Pria itu masih bicara tidak jelas ke arah A. Saat itulah, Jopi yang duduk di sebelah A bertanya ke A “Ada apa nih?”

Saat itulah, pria berbadan tegap itu naik pitam. Ia terlihat emosi dan mau memukul Jopi dengan menarik tangan Jopi. Tetapi teman-teman Jopi buru-buru menarik Jopi untuk keluar dari Venue, sementara teman-teman pria itu menarik tangan pria itu agar tidak marah.

Sempat terjadi keributan sebentar antara pria berbadan tegap itu dengan Jopi. Tiba-tiba pria tegap itu membuka tas selempang kecil warna cream dan ia mengeluarkan pisau bayonet sambil teriak, “Saya ini tentara!”

A sempat berusaha menghalangi pria itu dan menangkis dengan tangan kiri hingga terluka kena pisau. A lalu meminta Jopi untuk segera lari ke arah mobil.

Ternyata begitu Jopi lari, para pria berbadan tegap itu mengejar Jopi, termasuk pria yang memegang pisau bayonet. Teman-teman Jopi lalu lari mengikuti.

Di parkiran depan Habibie Center, Jopi terlihat dipukuli. Terdengar teriangan Jopi “Salah gue apa?!” Saat itu karena posisi Jopi dikerubuti oleh para pengeroyok, teman-teman Jopi tidak bisa melihat kejadian penusukan.

04.15 WIB: Begitu mereka mendekat, Jopi menunduk di bawah pohon dan terlihat ada sedikit darah keluar dari mulutnya. Saat berusaha mengangkat Jopi untuk dibawa ke mobil, M baru tahu kalau badan Jopi basah karena darah. Buru-buru M, A, AH membawa Jopi ke RSPP.

04.30 WIB: Jopi sudah masuk ke RSPP langsung ke IGD. Kondisi Jopi dinyatakan kritis oleh dokter jaga. Dokter menjelaskan keadaan kritis karena luka tusuk ke arah paru-paru, diindikasikan ada pendarahan massif, ada luka di paru-paru, HB baik, acid tinggi, sel darah putih turun, ada infeksi bakteri dari luka karena bayonet.
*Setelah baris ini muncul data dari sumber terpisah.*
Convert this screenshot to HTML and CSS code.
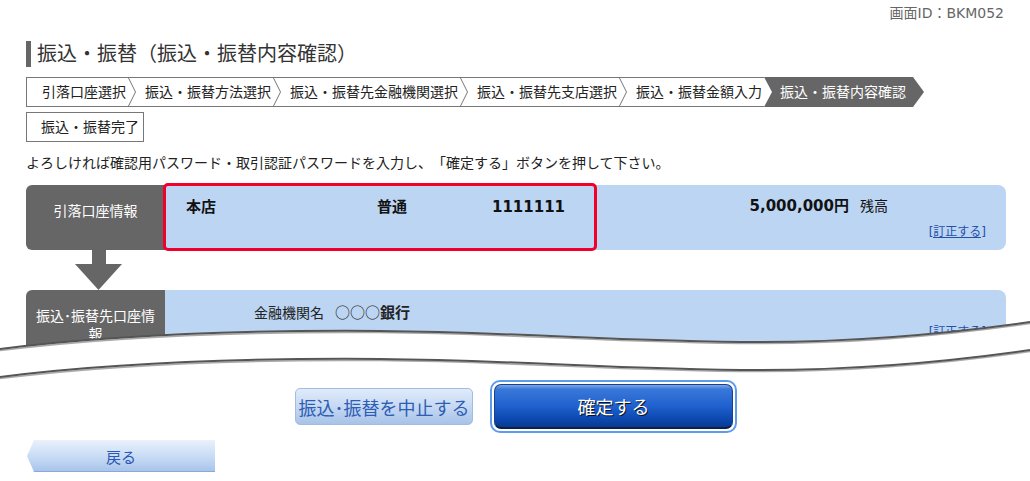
FILE: index.html
```html
<!DOCTYPE html>
<html lang="ja">
<head>
    <meta charset="UTF-8">
    <meta name="viewport" content="width=device-width, initial-scale=1.0">
    <title>振込・振替（振込・振替内容確認）</title>
    <link rel="stylesheet" href="styles.css">
</head>
<body>
    <div class="page">
        <p class="screen-id">画面ID：BKM052</p>
        <h1 class="title">振込・振替（振込・振替内容確認）</h1>

        <div class="steps">
            <ol class="step-list">
                <li>引落口座選択<svg class="step-sep" viewBox="0 0 8 28"><polyline points="0.5,0 7.5,14 0.5,28"/></svg></li>
                <li>振込・振替方法選択<svg class="step-sep" viewBox="0 0 8 28"><polyline points="0.5,0 7.5,14 0.5,28"/></svg></li>
                <li>振込・振替先金融機関選択<svg class="step-sep" viewBox="0 0 8 28"><polyline points="0.5,0 7.5,14 0.5,28"/></svg></li>
                <li>振込・振替先支店選択<svg class="step-sep" viewBox="0 0 8 28"><polyline points="0.5,0 7.5,14 0.5,28"/></svg></li>
                <li class="step-prev">振込・振替金額入力</li>
            </ol>
            <div class="step-now">振込・振替内容確認</div>
        </div>
        <div class="step-done">振込・振替完了</div>

        <p class="lead">よろしければ確認用パスワード・取引認証パスワードを入力し、「確定する」ボタンを押して下さい。</p>

        <div class="panel">
            <div class="panel-label">引落口座情報</div>
            <div class="panel-body">
                <div class="acct">
                    <span class="acct-branch">本店</span>
                    <span class="acct-type">普通</span>
                    <span class="acct-num">1111111</span>
                </div>
                <div class="bal">
                    <p class="bal-line"><b>5,000,000円</b><span class="bal-unit">残高</span></p>
                    <p class="fix"><a href="#">[訂正する]</a></p>
                </div>
            </div>
        </div>

        <div class="flow-arrow">
            <svg viewBox="0 0 47 40" width="47" height="40"><rect x="17" y="0" width="14" height="15"/><polygon points="0,14 47,14 23.5,40"/></svg>
        </div>

        <div class="cut">
            <div class="panel panel-to">
                <div class="panel-label">振込･振替先口座情報</div>
                <div class="panel-body panel-body-to">
                    <p class="bank-line">金融機関名<span class="circles">○○○</span><b>銀行</b></p>
                    <p class="fix fix-to"><a href="#">[訂正する]</a></p>
                </div>
            </div>
            <svg class="break" viewBox="0 318 1030 62" preserveAspectRatio="none">
                <path class="break-fill" d="M0,349 C120,334 250,330 380,331 C520,332 620,342 760,342 C870,342 960,332 1030,322 L1030,380 L0,380 Z"/>
                <path class="break-shade" transform="translate(0,1.6)" d="M0,349 C120,334 250,330 380,331 C520,332 620,342 760,342 C870,342 960,332 1030,322"/>
                <path class="break-line" d="M0,349 C120,334 250,330 380,331 C520,332 620,342 760,342 C870,342 960,332 1030,322"/>
                <path class="break-shade" transform="translate(0,29.6)" d="M0,349 C120,334 250,330 380,331 C520,332 620,342 760,342 C870,342 960,332 1030,322"/>
                <path class="break-line" transform="translate(0,28)" d="M0,349 C120,334 250,330 380,331 C520,332 620,342 760,342 C870,342 960,332 1030,322"/>
            </svg>
        </div>

        <div class="actions">
            <button class="btn-cancel" type="button">振込･振替を中止する</button>
            <button class="btn-confirm" type="button"><span>確定する</span></button>
        </div>

        <button class="btn-back" type="button">戻る</button>
    </div>
</body>
</html>
```

FILE: styles.css
```css
body {
    margin: 0;
    font-family: "DejaVu Sans", "Noto Sans CJK JP", sans-serif;
    font-size: 14px;
    color: #222;
    background-color: #fff;
    text-spacing-trim: space-all;
}

p {
    margin: 0;
}

.page {
    padding: 0 24px 0 26px;
}

.screen-id {
    padding: 4px 2px 0 0;
    line-height: 18px;
    text-align: right;
    color: #666;
}

.title {
    margin: 19px 0 0;
    padding-left: 6px;
    border-left: 5px solid #666;
    font-size: 20px;
    font-weight: normal;
    line-height: 26px;
    color: #333;
}

/* step bar */
.steps {
    display: flex;
    margin-top: 10px;
    height: 30px;
}

.step-list {
    display: flex;
    margin: 0;
    padding: 0 0 0 15px;
    list-style: none;
    border: 1px solid #777;
    border-right: none;
    line-height: 28px;
}

.step-list li {
    display: flex;
    align-items: center;
    height: 28px;
}

.step-sep {
    width: 8px;
    height: 28px;
    margin: 0 9px 0 2px;
    fill: none;
    stroke: #777;
    stroke-width: 1;
}

.step-prev {
    padding-right: 2px;
}

.step-now {
    height: 30px;
    padding: 0 18px 0 16px;
    background-color: #666;
    color: #fff;
    line-height: 30px;
    clip-path: polygon(0 0, calc(100% - 11px) 0, 100% 50%, calc(100% - 11px) 100%, 0 100%, 8px 50%);
}

.step-done {
    width: fit-content;
    margin-top: 5px;
    padding: 0 4px 0 14px;
    border: 1px solid #777;
    line-height: 28px;
}

.lead {
    margin-top: 11px;
    line-height: 20px;
}

/* account panels */
.panel {
    display: flex;
    height: 65px;
    margin-top: 12px;
}

.panel-label {
    box-sizing: border-box;
    width: 139px;
    padding: 17px 9px 0;
    background-color: #666;
    color: #fff;
    border-radius: 6px 0 0 6px;
    text-align: center;
    line-height: 18px;
}

.panel-body {
    flex: 1;
    display: flex;
    background-color: #bcd5f3;
    border-radius: 0 8px 8px 0;
}

.acct {
    position: relative;
    box-sizing: border-box;
    display: flex;
    align-self: flex-start;
    width: 434px;
    height: 68px;
    margin: -2px 0 0 -2px;
    padding: 11px 0 0 20px;
    border: 3px solid #f0002a;
    border-radius: 5px;
    font-size: 15px;
    font-weight: bold;
    line-height: 20px;
    color: #111;
}

.acct-branch {
    width: 191px;
}

.acct-type {
    width: 115px;
}

.bal {
    flex: 1;
    padding: 11px 20px 0 0;
    text-align: right;
}

.bal-line {
    padding-right: 98px;
    line-height: 20px;
    color: #111;
}

.bal-line b {
    font-size: 15px;
}

.bal-unit {
    margin-left: 11px;
}

.fix {
    margin-top: 8px;
    font-size: 12px;
    line-height: 16px;
}

.fix a {
    color: #2450a8;
}

.flow-arrow {
    height: 40px;
}

.flow-arrow svg {
    display: block;
    margin-left: 49px;
    fill: #666;
}

/* torn edge over the second panel */
.cut {
    position: relative;
    height: 90px;
    margin: 0 -24px 0 -26px;
    padding: 0 24px 0 26px;
    overflow: hidden;
}

.panel-to {
    height: 85px;
    margin-top: 0;
}

.panel-body-to {
    display: block;
    padding: 12px 20px 0 89px;
}

.bank-line {
    line-height: 20px;
}

.circles {
    margin-left: 11px;
    font-family: "Noto Sans CJK JP", sans-serif;
    font-size: 15px;
}

.bank-line b {
    font-size: 15px;
}

.fix-to {
    margin-top: 1px;
    text-align: right;
}

.break {
    position: absolute;
    left: 0;
    top: 28px;
    width: 1030px;
    height: 62px;
}

.break-fill {
    fill: #fff;
}

.break-line {
    fill: none;
    stroke: #555;
    stroke-width: 2;
}

.break-shade {
    fill: none;
    stroke: #aaa;
    stroke-width: 1.5;
}

/* buttons */
.actions {
    display: flex;
    justify-content: center;
    align-items: center;
    gap: 17px;
    height: 53px;
}

.btn-cancel {
    box-sizing: border-box;
    width: 178px;
    height: 37px;
    padding: 0;
    border: 1px solid #a2bde2;
    border-radius: 5px;
    background: linear-gradient(#e0ebfa, #c6d9f3 50%, #a8c3e8);
    color: #2d5db4;
    font-family: inherit;
    font-size: 18px;
    white-space: nowrap;
    cursor: pointer;
}

.btn-confirm {
    box-sizing: border-box;
    width: 247px;
    height: 53px;
    padding: 2px;
    border: 2px solid #5d9cec;
    border-radius: 10px;
    background: #fff;
    font-family: inherit;
    cursor: pointer;
}

.btn-confirm span {
    box-sizing: border-box;
    display: flex;
    justify-content: center;
    align-items: center;
    height: 100%;
    border: 1px solid #1c3f88;
    border-bottom: 2px solid #0c1f4c;
    border-radius: 7px;
    background: linear-gradient(#7aa8ea 0, #3a78d9 10%, #1f61cf 50%, #0b47ae 82%, #0a3a90 100%);
    color: #fff;
    font-size: 18px;
    text-shadow: 1px 1px 0 #111;
}

.btn-back {
    display: block;
    box-sizing: border-box;
    width: 188px;
    height: 32px;
    margin: 7px 0 0 1px;
    padding: 0;
    border: none;
    background: linear-gradient(#e9f1fc, #c6daf4 55%, #a6c3ea);
    box-shadow: inset 0 -1px #8aa9d6;
    clip-path: polygon(7px 0, 100% 0, 100% 100%, 7px 100%, 0 50%);
    color: #2c58b6;
    font-family: inherit;
    font-size: 15px;
    cursor: pointer;
}
```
Dokter menyarankan Jopi masuk ke ICU. Kondisi Jopi semakin memburuk.

04.32 WIB: G yang tidur di mobil terbangun karena mendengar azan subuh dan mencoba telpon Jopi. Telpon tidak dijawab. Ia lalu mencoba menghubungi J dan M dan setelah cukup lama, ia mendapat kabar Jopi ditusuk orang dan kondisinya kritis di RSPP.

05.50 WIB: G berangkat ke RSPP

06.00 WIB: Dokter RSPP menyatakan Jopi telah meninggal dunia.